Depuis la fin des années 1970, Ghislaine Portalis travaille l’aliénation des femmes. Elle détourne l’espace domestique pour faire un état des lieux des stéréotypes, des assignations, du silence contenu, des violences visibles et invisibles. Dans une filiation surréaliste, où l’œuvre de Meret Oppenheim, par exemple, résonne avec force, elle se joue des arts ménagers pour générer une réflexion où le territoire du féminin est conjugué avec celui de la menace. Ainsi, l’aliénation implique à la fois une perte (la dépossession) et une mutation. Elle se produit au sein d’un lieu hautement symbolique et assigné aux femmes : le foyer.
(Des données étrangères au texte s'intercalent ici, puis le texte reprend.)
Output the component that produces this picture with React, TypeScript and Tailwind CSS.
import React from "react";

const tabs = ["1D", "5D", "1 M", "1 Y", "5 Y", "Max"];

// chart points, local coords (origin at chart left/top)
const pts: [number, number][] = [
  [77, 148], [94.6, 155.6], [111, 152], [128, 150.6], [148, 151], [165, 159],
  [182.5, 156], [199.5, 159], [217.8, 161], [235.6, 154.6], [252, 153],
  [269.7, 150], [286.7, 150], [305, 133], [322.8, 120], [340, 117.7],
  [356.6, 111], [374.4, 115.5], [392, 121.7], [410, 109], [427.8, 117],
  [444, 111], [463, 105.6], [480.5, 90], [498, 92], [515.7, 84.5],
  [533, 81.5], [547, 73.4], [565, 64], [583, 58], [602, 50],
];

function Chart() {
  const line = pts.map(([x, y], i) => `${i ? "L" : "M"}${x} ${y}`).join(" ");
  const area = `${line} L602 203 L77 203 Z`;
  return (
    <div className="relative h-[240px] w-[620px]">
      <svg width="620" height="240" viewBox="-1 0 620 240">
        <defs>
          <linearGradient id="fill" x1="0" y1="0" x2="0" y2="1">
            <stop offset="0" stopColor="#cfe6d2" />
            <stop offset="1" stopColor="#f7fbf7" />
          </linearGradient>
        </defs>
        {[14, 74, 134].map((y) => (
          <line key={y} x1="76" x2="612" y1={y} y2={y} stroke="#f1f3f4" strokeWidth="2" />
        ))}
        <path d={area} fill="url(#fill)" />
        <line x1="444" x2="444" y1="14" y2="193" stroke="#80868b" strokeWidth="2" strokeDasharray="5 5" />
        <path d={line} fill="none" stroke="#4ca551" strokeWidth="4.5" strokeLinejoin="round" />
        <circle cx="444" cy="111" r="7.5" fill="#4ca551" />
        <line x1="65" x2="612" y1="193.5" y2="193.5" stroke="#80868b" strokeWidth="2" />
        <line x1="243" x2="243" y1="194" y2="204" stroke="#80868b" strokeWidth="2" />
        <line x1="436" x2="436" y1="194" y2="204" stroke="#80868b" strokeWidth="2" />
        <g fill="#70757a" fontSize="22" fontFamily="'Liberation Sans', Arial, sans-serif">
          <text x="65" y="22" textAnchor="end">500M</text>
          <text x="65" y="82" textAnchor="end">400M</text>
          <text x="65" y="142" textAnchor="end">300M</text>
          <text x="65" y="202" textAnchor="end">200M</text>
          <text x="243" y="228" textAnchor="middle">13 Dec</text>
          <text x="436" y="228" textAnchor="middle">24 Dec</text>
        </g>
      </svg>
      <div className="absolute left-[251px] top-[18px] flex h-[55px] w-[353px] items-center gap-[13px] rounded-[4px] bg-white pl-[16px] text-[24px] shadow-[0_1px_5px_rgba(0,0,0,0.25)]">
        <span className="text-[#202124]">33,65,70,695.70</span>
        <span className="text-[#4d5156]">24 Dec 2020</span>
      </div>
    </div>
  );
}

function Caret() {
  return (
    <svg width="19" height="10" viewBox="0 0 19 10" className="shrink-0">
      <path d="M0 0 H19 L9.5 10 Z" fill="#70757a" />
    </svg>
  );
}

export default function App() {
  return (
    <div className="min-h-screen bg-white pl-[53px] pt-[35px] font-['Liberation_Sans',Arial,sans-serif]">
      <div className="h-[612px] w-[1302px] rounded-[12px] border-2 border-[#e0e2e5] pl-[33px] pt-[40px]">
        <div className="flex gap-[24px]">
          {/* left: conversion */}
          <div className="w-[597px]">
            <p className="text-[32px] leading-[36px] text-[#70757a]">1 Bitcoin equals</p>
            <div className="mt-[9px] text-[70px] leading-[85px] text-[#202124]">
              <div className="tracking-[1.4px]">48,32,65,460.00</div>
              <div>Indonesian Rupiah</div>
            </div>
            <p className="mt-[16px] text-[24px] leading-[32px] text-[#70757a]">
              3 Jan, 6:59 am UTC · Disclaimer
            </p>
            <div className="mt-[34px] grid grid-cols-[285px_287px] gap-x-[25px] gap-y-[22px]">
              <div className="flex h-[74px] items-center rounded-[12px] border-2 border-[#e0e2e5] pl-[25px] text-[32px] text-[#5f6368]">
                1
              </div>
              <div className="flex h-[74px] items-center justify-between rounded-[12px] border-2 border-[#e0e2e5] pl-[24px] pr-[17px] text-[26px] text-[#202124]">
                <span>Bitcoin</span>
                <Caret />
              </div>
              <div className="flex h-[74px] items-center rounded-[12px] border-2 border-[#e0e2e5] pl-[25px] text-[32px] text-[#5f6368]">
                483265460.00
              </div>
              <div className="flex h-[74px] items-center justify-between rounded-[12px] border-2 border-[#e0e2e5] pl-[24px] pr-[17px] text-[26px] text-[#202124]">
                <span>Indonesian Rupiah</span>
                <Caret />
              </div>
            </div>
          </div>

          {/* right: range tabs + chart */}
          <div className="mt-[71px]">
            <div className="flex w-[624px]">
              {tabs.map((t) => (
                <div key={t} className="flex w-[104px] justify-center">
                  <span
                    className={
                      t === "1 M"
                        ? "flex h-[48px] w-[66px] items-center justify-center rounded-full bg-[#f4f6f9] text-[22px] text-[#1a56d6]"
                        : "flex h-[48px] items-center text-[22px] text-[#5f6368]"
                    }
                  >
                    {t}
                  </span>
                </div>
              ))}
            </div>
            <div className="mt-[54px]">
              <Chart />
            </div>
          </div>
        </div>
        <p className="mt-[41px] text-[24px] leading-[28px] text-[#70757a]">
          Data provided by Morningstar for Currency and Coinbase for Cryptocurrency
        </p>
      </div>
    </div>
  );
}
Alors, l’artiste envisage ce dernier comme un corps pour en souligner la dimension monstrueuse et inquiétante.
Au début des années 1990, elle réalise une série d’œuvres réalisées à partir de papier peint : le matériau du trompe l’œil, de l’illusion, des apparences trompeuses. Pourtant, l’artiste ne choisit pas des motifs de fleurs ou de paysages paradisiaques, mais plutôt des images de capitonnage. Un motif qui renvoie inévitablement aux cris étouffés, à l’asphyxie et à la santé mentale. Ghislaine Portalis fabrique aussi des miroirs dont le reflet fait défaut. Il est donc impossible de s’y voir et de s’y reconnaître. Au fil des œuvres, une forme de déshumanisation s’installe. Les archétypes féminins imprègnent l’imaginaire collectif, celui des femmes-objets est particulièrement puissant. En 1998, l’artiste présente Râtelier, une série de petites sculptures formées à partir de feuilles de papier-peint superposées, pliées et augmentées d’accessoires de coiffures. Les corps contraints sont réduits à une matière manipulable, sage et silencieuse. De plus, ils sont dotés d’une couleur rose pâle qui renforce le stéréotype de genre. Nous retrouvons ces teintes dans Bibliothèque rose (2003-2021), où l’artiste incruste parmi les livres des coussins absorbants semblables à des serviettes hygiéniques. Plus tard, avec Pièce montée (2019), elle déploie un art de la table étrangement inconvenant : des insectes comestibles, une nappe et des serviettes brodées imbibées d’un érotisme inhospitalier.
L’historienne de l’art Aline Dallier a théorisé l’anti-broderie, autrement dit l’art de retourner les traditions cousues à l’encontre du patriarcat. Dans plusieurs de ses projets, Ghislaine Portalis utilise des matériaux textiles, des techniques (la dentelle ou la broderie) et des outils de la couture. Entre 2010 et 2023, elle plante des milliers d’aiguilles, de l’extérieur vers l’intérieur de coiffes aux formes plurielles. Une pensée d’anti-brodeuse qu’elle poursuit en 2024 avec Mode et travaux, une œuvre, réalisée à partir de patrons de couture, qui atteste de la fragmentation et de la dissociation inhérentes à la condition des femmes. Virginie Despentes déclare que « franchement, quand je vois ce qu’on exige des femmes, le carcan de règles et de tenues qu’on leur impose, leur slalom périlleux sur le désir des mecs et la date de péremption qu’elles se prennent dans la gueule à 40 ans, je me dis que cette histoire de féminité, c’est de l’arnaque et de la putasserie. Ni plus ni moins qu’un art de la servilité » {note}1. Au creux d’un équilibre fragile oscillant entre la douceur et le malaise, Ghislaine Portalis fait de l’intime et de la domesticité un territoire où les conditions d’existence des femmes sont minutieusement traduites et révélées.
1Annick Cojean, Entretien. Virginie Despentes : « cette histoire de féminité, c’est de l’arnaque » in Le Monde, 9 juillet 2017.